Exercise directions:
Begin with the first line below and retype each line exactly through the line containing "with function* keyword</span>". Any pictures are to be left out.

Supplied information:

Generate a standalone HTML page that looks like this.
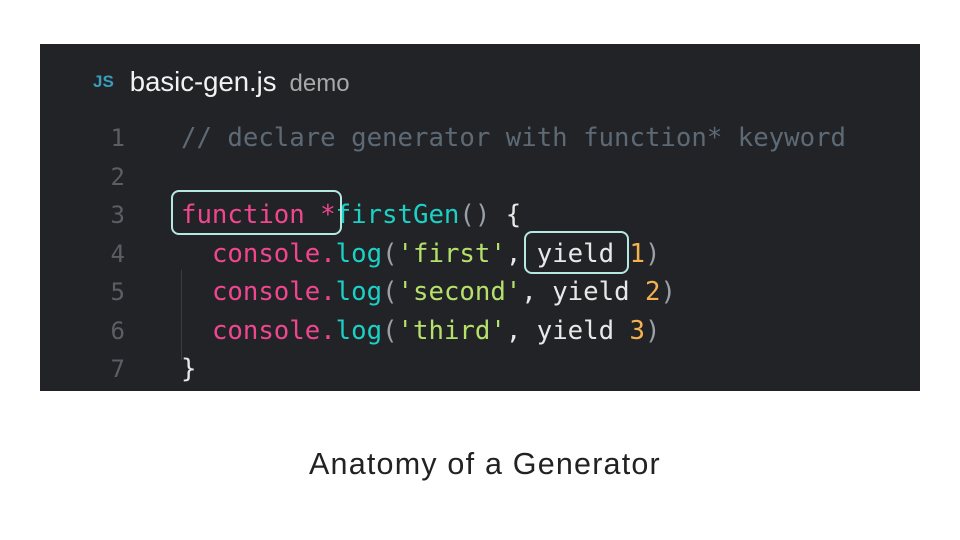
<!DOCTYPE html>
<html><head><style>
body{margin:0;width:960px;height:540px;background:#fff;position:relative;overflow:hidden}
#ed{position:absolute;left:40px;top:44px;width:880px;height:347px;background:#222327}
.hdr{position:absolute;left:93px;top:66px;font-family:"Liberation Sans",sans-serif;white-space:nowrap}
.code{position:absolute;left:181px;top:119px;font-family:"DejaVu Sans Mono",monospace;font-size:25.7px;line-height:38.5px;white-space:pre;color:#e8e8e8}
.ln{position:absolute;left:97px;top:119px;width:28px;text-align:right;font-family:"DejaVu Sans Mono",monospace;font-size:24px;line-height:38.5px;color:#5b5e63;white-space:pre}
.c{color:#5d6a75}.k{color:#f0468f}.f{color:#1bd1c6}.s{color:#b5e06a}.n{color:#f4b24e}.p{color:#9aa0a8}
.box{position:absolute;border:2.5px solid #b4e8e0;border-radius:8px}
</style></head><body>
<div id="ed"></div>
<div class="hdr"><span style="color:#3a9cbc;font-weight:bold;font-size:17px;position:relative;top:-4px">JS</span><span style="color:#f2f2f2;font-size:27.5px;margin-left:16px">basic-gen.js</span><span style="color:#a8a8a8;font-size:24px;margin-left:13px">demo</span></div>
<div style="position:absolute;left:181px;top:270px;width:1px;height:90px;background:#3a3c40"></div>
<div class="ln">1
2
3
4
5
6
7</div>
<div class="code"><span class="c">// declare generator with function* keyword</span>

<span class="k">function *</span><span class="f">firstGen</span><span class="p">()</span> {
  <span class="k">console.</span><span class="f">log</span><span class="p">(</span><span class="s">'first'</span>, yield <span class="n">1</span><span class="p">)</span>
  <span class="k">console.</span><span class="f">log</span><span class="p">(</span><span class="s">'second'</span>, yield <span class="n">2</span><span class="p">)</span>
  <span class="k">console.</span><span class="f">log</span><span class="p">(</span><span class="s">'third'</span>, yield <span class="n">3</span><span class="p">)</span>
}</div>
<div class="box" style="left:171px;top:190px;width:167px;height:41px"></div>
<div class="box" style="left:524px;top:231px;width:101px;height:39px"></div>
<div style="position:absolute;left:309px;top:447px;font-family:'Liberation Sans',sans-serif;font-size:30.5px;letter-spacing:1.2px;color:#222;white-space:nowrap">Anatomy of a Generator</div>
</body></html>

Result of this exercise:
Generate a standalone HTML page that looks like this.
<!DOCTYPE html>
<html><head><style>
body{margin:0;width:960px;height:540px;background:#fff;position:relative;overflow:hidden}
#ed{position:absolute;left:40px;top:44px;width:880px;height:347px;background:#222327}
.hdr{position:absolute;left:93px;top:66px;font-family:"Liberation Sans",sans-serif;white-space:nowrap}
.code{position:absolute;left:181px;top:119px;font-family:"DejaVu Sans Mono",monospace;font-size:25.7px;line-height:38.5px;white-space:pre;color:#e8e8e8}
.ln{position:absolute;left:97px;top:119px;width:28px;text-align:right;font-family:"DejaVu Sans Mono",monospace;font-size:24px;line-height:38.5px;color:#5b5e63;white-space:pre}
.c{color:#5d6a75}.k{color:#f0468f}.f{color:#1bd1c6}.s{color:#b5e06a}.n{color:#f4b24e}.p{color:#9aa0a8}
.box{position:absolute;border:2.5px solid #b4e8e0;border-radius:8px}
</style></head><body>
<div id="ed"></div>
<div class="hdr"><span style="color:#3a9cbc;font-weight:bold;font-size:17px;position:relative;top:-4px">JS</span><span style="color:#f2f2f2;font-size:27.5px;margin-left:16px">basic-gen.js</span><span style="color:#a8a8a8;font-size:24px;margin-left:13px">demo</span></div>
<div style="position:absolute;left:181px;top:270px;width:1px;height:90px;background:#3a3c40"></div>
<div class="ln">1
2
3
4
5
6
7</div>
<div class="code"><span class="c">// declare generator with function* keyword</span>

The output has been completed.